Jamaica may have claim to one unusual historical chapter: Jewish pirates. Among them: Moses Cohen Henriques, who attacked Spanish ships loaded with silver, according to Edward Kritzler's "Jewish Pirates of the Caribbean."
Mr. Kritzler, who attended the conference, is an American who has been in Jamaica on and off since the late 1960s. He's fond of wearing a Star of David pendant over shirts studded with skull and crossbones.
Many Jewish pirates, he writes, were "secret Jews" who converted to Catholicism in name only to survive the Inquisition, then fled to the Caribbean.
"Jamaica was at one time the largest Jewish community in the Caribbean," said Jane Gerber, director of the Institute for Sephardic Studies at the Graduate Center of the City University of New York. "It was a hub of Jewish commerce that had a triangular trade with colonial America and England. Jamaica was where they came to get kosher stuff."
Today, finding a kosher kitchen can be tough. But the island is used to preparing vegetarian meals for its religious Rastafarian population—some of whom consider themselves a lost tribe of Israel and follow Jewish dietary restrictions forbidding shellfish and pork. One Kingston hotel recently purchased new cooking tools dedicated to kosher meals for guests.

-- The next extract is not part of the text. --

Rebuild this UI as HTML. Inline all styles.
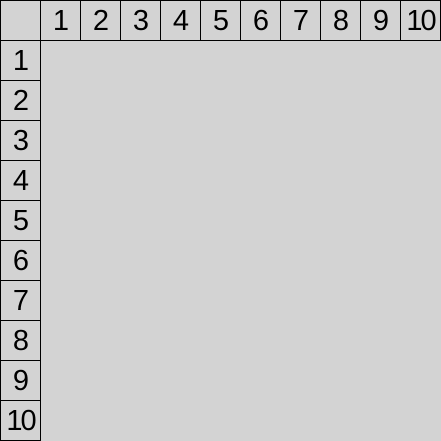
<!DOCTYPE html>
<html><head><style>
html,body{margin:0;padding:0;width:441px;height:441px;background:#d3d3d3;overflow:hidden}
.c{position:absolute;width:39px;height:39px;border:1px solid #000;text-align:center;line-height:41px;font-family:"Liberation Sans",sans-serif;font-size:29px;color:#000;letter-spacing:-1px;overflow:hidden;white-space:nowrap}
</style></head><body>
<div class="c" style="left:0;top:0"></div>
<div class="c" style="left:40px;top:0">1</div>
<div class="c" style="left:80px;top:0">2</div>
<div class="c" style="left:120px;top:0">3</div>
<div class="c" style="left:160px;top:0">4</div>
<div class="c" style="left:200px;top:0">5</div>
<div class="c" style="left:240px;top:0">6</div>
<div class="c" style="left:280px;top:0">7</div>
<div class="c" style="left:320px;top:0">8</div>
<div class="c" style="left:360px;top:0">9</div>
<div class="c" style="left:400px;top:0;letter-spacing:-2px">10</div>
<div class="c" style="left:0;top:40px">1</div>
<div class="c" style="left:0;top:80px">2</div>
<div class="c" style="left:0;top:120px">3</div>
<div class="c" style="left:0;top:160px">4</div>
<div class="c" style="left:0;top:200px">5</div>
<div class="c" style="left:0;top:240px">6</div>
<div class="c" style="left:0;top:280px">7</div>
<div class="c" style="left:0;top:320px">8</div>
<div class="c" style="left:0;top:360px">9</div>
<div class="c" style="left:0;top:400px;letter-spacing:-2px">10</div>
</body></html>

Eli Gabay, a Philadelphia lawyer who attended the conference and tour, marveled at a tombstone with his family name on it. Mr. Gabay said he doesn't know if his family has direct ties to Jamaica, but added, "It brought history to life."
Behn Goldis, a New York reggae artist and orthodox Jew whose stage name is BennyBwoy, calls himself "the original Jewmaican."
A former Wall Street analyst, he was invited to the conference to perform. He did so wearing a yarmulke knitted in the colors of the Jamaican flag, braided hair and sunglasses decorated with gold snakes. "I'm not Jamaican. I just love the music and the people," Mr. Goldis said. "But I really am Jewish."